## To be done
Filter these entries so that only lines with the word "Clone" remain.

━━━━━ Data rows

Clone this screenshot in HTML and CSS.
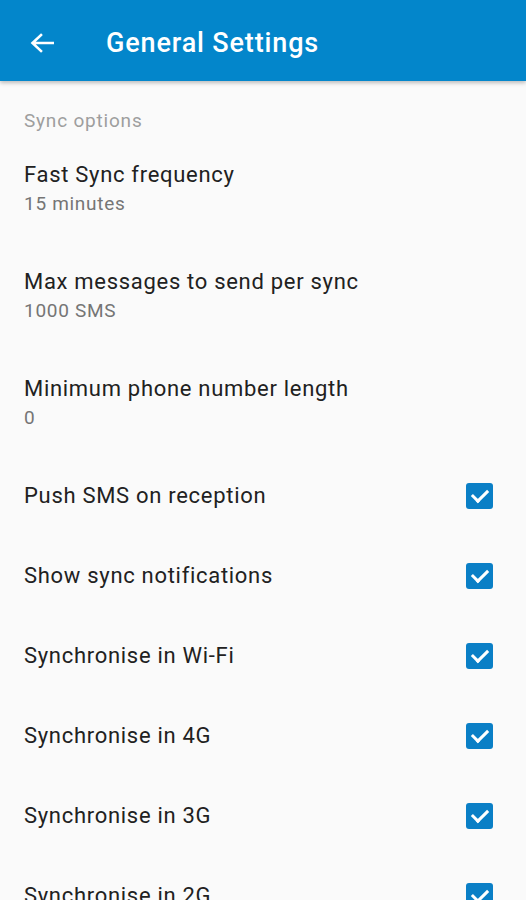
FILE: index.html
```html
<!DOCTYPE html>
<html lang="en">
<head>
  <meta charset="UTF-8" />
  <meta name="viewport" content="width=device-width, initial-scale=1.0" />
  <title>General Settings</title>
  <link rel="stylesheet" href="styles.css">
</head>
<body>
  <header class="toolbar">
    <svg class="back" width="24" height="20" viewBox="0 0 24 20">
      <path d="M23 10H3M11 2L2.5 10L11 18" fill="none" stroke="#ffffff" stroke-width="2.6" stroke-linecap="square" />
    </svg>
    <h1 class="toolbar-title">General Settings</h1>
  </header>

  <main class="prefs">
    <div class="category">Sync options</div>

    <div class="pref two-line">
      <div class="pref-title">Fast Sync frequency</div>
      <div class="pref-summary">15 minutes</div>
    </div>

    <div class="pref two-line">
      <div class="pref-title">Max messages to send per sync</div>
      <div class="pref-summary">1000 SMS</div>
    </div>

    <div class="pref two-line">
      <div class="pref-title">Minimum phone number length</div>
      <div class="pref-summary">0</div>
    </div>

    <div class="pref check-row">
      <div class="pref-title">Push SMS on reception</div>
      <span class="checkbox"></span>
    </div>

    <div class="pref check-row">
      <div class="pref-title">Show sync notifications</div>
      <span class="checkbox"></span>
    </div>

    <div class="pref check-row">
      <div class="pref-title">Synchronise in Wi-Fi</div>
      <span class="checkbox"></span>
    </div>

    <div class="pref check-row">
      <div class="pref-title">Synchronise in 4G</div>
      <span class="checkbox"></span>
    </div>

    <div class="pref check-row">
      <div class="pref-title">Synchronise in 3G</div>
      <span class="checkbox"></span>
    </div>

    <div class="pref check-row">
      <div class="pref-title">Synchronise in 2G</div>
      <span class="checkbox"></span>
    </div>
  </main>
</body>
</html>
```

FILE: styles.css
```css
body {
  margin: 0;
  padding: 0;
  background-color: #fafafa;
  font-family: Roboto, 'Noto Sans', Arial, sans-serif;
  overflow: hidden;
}

.toolbar {
  height: 81px;
  box-sizing: border-box;
  background-color: #0386cb;
  display: flex;
  align-items: center;
  padding: 4px 0 0 30px;
  box-shadow: 0 2px 4px rgba(0, 0, 0, 0.25);
  position: relative;
  z-index: 1;
}

.back {
  display: block;
}

.toolbar-title {
  margin: 0 0 0 52px;
  color: #ffffff;
  font-size: 27px;
  font-weight: 500;
  letter-spacing: 0.85px;
}

.category {
  height: 54px;
  box-sizing: border-box;
  padding: 28px 24px 0;
  line-height: 24px;
  font-size: 19px;
  letter-spacing: 0.8px;
  color: #9e9e9e;
}

.pref {
  padding: 0 24px;
  box-sizing: border-box;
}

.two-line {
  height: 107px;
  padding-top: 25px;
}

.pref-title {
  font-size: 22px;
  line-height: 30px;
  letter-spacing: 0.7px;
  color: #212121;
}

.pref-summary {
  font-size: 19px;
  line-height: 28px;
  letter-spacing: 0.7px;
  color: #757575;
}

.check-row {
  height: 80px;
  display: flex;
  align-items: center;
  justify-content: space-between;
  padding-right: 33px;
}

.checkbox {
  width: 27px;
  height: 26px;
  border-radius: 3px;
  background-color: #0a7fc6;
  position: relative;
}

.checkbox::after {
  content: "";
  position: absolute;
  left: 9px;
  top: 3px;
  width: 7px;
  height: 13px;
  border-right: 3px solid #ffffff;
  border-bottom: 3px solid #ffffff;
  transform: rotate(45deg);
}
```
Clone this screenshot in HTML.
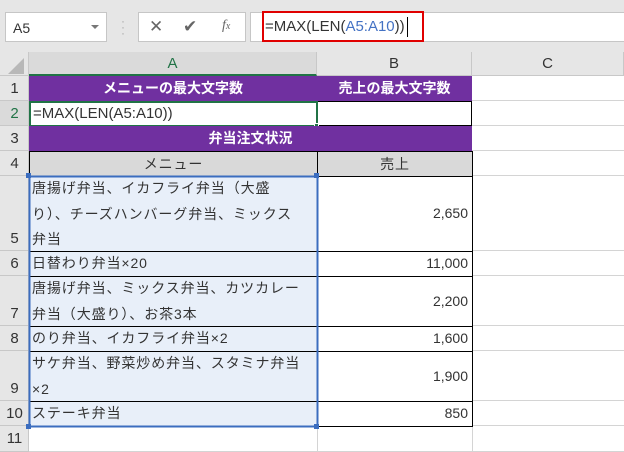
<!DOCTYPE html>
<html><head><meta charset="utf-8"><style>
*{margin:0;padding:0;box-sizing:border-box}
body{width:624px;height:452px;overflow:hidden;background:#e6e6e6;font-family:"Liberation Sans","Noto Sans CJK JP",sans-serif;position:relative;color:#222}
.a{position:absolute}
.box{background:#fff;border:1px solid #c6c6c6}
.ch{background:#e6e6e6;border-right:1px solid #c8c8c8;font-size:15px;text-align:center;line-height:24px;color:#333}
.rh{background:#e6e6e6;border-bottom:1px solid #c8c8c8;width:29px;left:0;text-align:center;font-size:15px;color:#333}
.c{font-size:14px;color:#333;overflow:hidden;white-space:nowrap}
.t{letter-spacing:0.9px}
.p{background:#7030a0;color:#fff;font-weight:bold;text-align:center;font-size:14px}
.hl{background:#dadada}
</style></head><body>
<div class="a box" style="left:5px;top:12px;width:102px;height:30px;font-size:14px;line-height:30px;padding-left:7px;color:#333">A5</div>
<div class="a" style="left:91px;top:25px;width:0;height:0;border-left:4px solid transparent;border-right:4px solid transparent;border-top:4px solid #777"></div>
<div class="a" style="left:121px;top:18px;color:#aaa;font-size:12px;line-height:6px">·<br>·<br>·</div>
<div class="a box" style="left:138px;top:12px;width:108px;height:30px;color:#666">
<span class="a" style="left:10px;top:4px;font-size:17px">✕</span>
<span class="a" style="left:44px;top:4px;font-size:17px">✔</span>
<span class="a" style="left:83px;top:5px;font-size:14px;font-style:italic;font-family:'Liberation Serif',serif">f<span style="font-size:10px">x</span></span>
</div>
<div class="a box" style="left:250px;top:12px;width:380px;height:30px"></div>
<div class="a" style="left:262px;top:11px;width:162px;height:31px;border:2px solid #e00000;font-size:15px;line-height:27px;padding-left:1px;color:#333">=MAX(LEN(<span style="color:#4472c4">A5:A10</span>))<span style="display:inline-block;width:1px;height:20px;background:#000;vertical-align:middle;margin-left:2px"></span></div>
<div class="a" style="left:29px;top:76px;width:595px;height:376px;background:#fff"></div>
<div class="a" style="left:0;top:52px;width:29px;height:24px;background:#e6e6e6;border-right:1px solid #c8c8c8;border-bottom:1px solid #c8c8c8"></div>
<div class="a" style="left:8px;top:58px;width:0;height:0;border-left:16px solid transparent;border-bottom:16px solid #b8b8b8"></div>
<div class="a ch hl" style="left:29px;top:52px;width:288px;height:24px;border-bottom:2px solid #217346;color:#217346">A</div>
<div class="a ch" style="left:317px;top:52px;width:155px;height:24px;border-bottom:1px solid #c8c8c8">B</div>
<div class="a ch" style="left:472px;top:52px;width:152px;height:24px;border-bottom:1px solid #c8c8c8">C</div>
<div class="a rh" style="top:76px;height:25px;line-height:25px">1</div>
<div class="a rh hl" style="top:101px;height:25px;line-height:25px;color:#217346">2</div>
<div class="a rh" style="top:126px;height:25px;line-height:25px">3</div>
<div class="a rh" style="top:151px;height:25px;line-height:25px">4</div>
<div class="a rh" style="top:176px;height:75px;line-height:25px;padding-top:50px">5</div>
<div class="a rh" style="top:251px;height:25px;line-height:25px">6</div>
<div class="a rh" style="top:276px;height:50px;line-height:25px;padding-top:25px">7</div>
<div class="a rh" style="top:326px;height:25px;line-height:25px">8</div>
<div class="a rh" style="top:351px;height:50px;line-height:25px;padding-top:25px">9</div>
<div class="a rh" style="top:401px;height:25px;line-height:25px">10</div>
<div class="a rh" style="top:426px;height:26px;line-height:25px">11</div>
<div class="a" style="left:28px;top:76px;width:1px;height:376px;background:#c8c8c8"></div>
<svg class="a" style="left:0;top:0" width="624" height="452">
<g stroke="#d4d4d4" stroke-width="1">
<line x1="472" y1="100.5" x2="624" y2="100.5"/><line x1="472" y1="125.5" x2="624" y2="125.5"/><line x1="472" y1="150.5" x2="624" y2="150.5"/><line x1="472" y1="175.5" x2="624" y2="175.5"/><line x1="472" y1="250.5" x2="624" y2="250.5"/><line x1="472" y1="275.5" x2="624" y2="275.5"/><line x1="472" y1="325.5" x2="624" y2="325.5"/><line x1="472" y1="350.5" x2="624" y2="350.5"/><line x1="472" y1="400.5" x2="624" y2="400.5"/><line x1="472" y1="425.5" x2="624" y2="425.5"/>
<line x1="29" y1="451.5" x2="624" y2="451.5"/>
<line x1="317.5" y1="426" x2="317.5" y2="452"/><line x1="472.5" y1="426" x2="472.5" y2="452"/>
</g></svg>
<div class="a p" style="left:29px;top:76px;width:288px;height:25px;line-height:25px">メニューの最大文字数</div>
<div class="a p" style="left:317px;top:76px;width:155px;height:25px;line-height:25px">売上の最大文字数</div>
<div class="a c" style="left:29px;top:101px;width:443px;height:25px;background:#fff;border:1px solid #000"></div>
<div class="a c" style="left:29px;top:101px;width:289px;height:26px;border:2px solid #217346;font-size:15px;line-height:21px;padding-left:2px">=MAX(LEN(A5:A10))</div>
<div class="a" style="left:314px;top:123px;width:5px;height:5px;background:#217346;border:1px solid #fff"></div>
<div class="a p" style="left:29px;top:126px;width:443px;height:25px;line-height:25px">弁当注文状況</div>
<div class="a c t" style="left:29px;top:151px;width:289px;height:26px;background:#d9d9d9;border:1px solid #000;text-align:center;line-height:24px">メニュー</div>
<div class="a c t" style="left:317px;top:151px;width:156px;height:26px;background:#d9d9d9;border:1px solid #000;text-align:center;line-height:24px">売上</div>
<div class="a" style="left:29px;top:176px;width:288px;height:250px;background:#e8eff9"></div>
<svg class="a" style="left:0;top:0" width="624" height="452"><g stroke="#000" stroke-width="1">
<line x1="29" y1="251.5" x2="472" y2="251.5"/><line x1="29" y1="276.5" x2="472" y2="276.5"/><line x1="29" y1="326.5" x2="472" y2="326.5"/><line x1="29" y1="351.5" x2="472" y2="351.5"/><line x1="29" y1="401.5" x2="472" y2="401.5"/><line x1="29" y1="426.5" x2="472" y2="426.5"/>
<line x1="472.5" y1="176" x2="472.5" y2="427"/><line x1="317.5" y1="176" x2="317.5" y2="427"/>
</g>
<rect x="29.5" y="176.5" width="288" height="250" fill="none" stroke="#3b6dbf" stroke-width="2"/>
<rect x="26" y="173" width="5" height="5" fill="#3b6dbf"/><rect x="314" y="173" width="5" height="5" fill="#3b6dbf"/><rect x="26" y="424" width="5" height="5" fill="#3b6dbf"/><rect x="314" y="424" width="5" height="5" fill="#3b6dbf"/>
</svg>
<div class="a c t" style="left:32px;top:176px;width:285px;line-height:25.5px">唐揚げ弁当、イカフライ弁当（大盛<br>り）、チーズハンバーグ弁当、ミックス<br>弁当</div>
<div class="a c t" style="left:32px;top:251px;line-height:25px">日替わり弁当×20</div>
<div class="a c t" style="left:32px;top:276px;width:285px;line-height:25.5px">唐揚げ弁当、ミックス弁当、カツカレー<br>弁当（大盛り）、お茶3本</div>
<div class="a c t" style="left:32px;top:326px;line-height:25px">のり弁当、イカフライ弁当×2</div>
<div class="a c t" style="left:32px;top:351px;width:285px;line-height:25.5px">サケ弁当、野菜炒め弁当、スタミナ弁当<br>×2</div>
<div class="a c t" style="left:32px;top:401px;line-height:25px">ステーキ弁当</div>
<div class="a c" style="left:317px;top:176px;width:151px;height:75px;line-height:75px;text-align:right">2,650</div>
<div class="a c" style="left:317px;top:251px;width:151px;line-height:25px;text-align:right">11,000</div>
<div class="a c" style="left:317px;top:276px;width:151px;line-height:25px;text-align:right;padding-top:13px">2,200</div>
<div class="a c" style="left:317px;top:326px;width:151px;line-height:25px;text-align:right">1,600</div>
<div class="a c" style="left:317px;top:351px;width:151px;line-height:25px;text-align:right;padding-top:13px">1,900</div>
<div class="a c" style="left:317px;top:401px;width:151px;line-height:25px;text-align:right">850</div>
</body></html>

━━━━━━━━━━

## Exercise response
Clone this screenshot in HTML and CSS.
Clone this screenshot in HTML.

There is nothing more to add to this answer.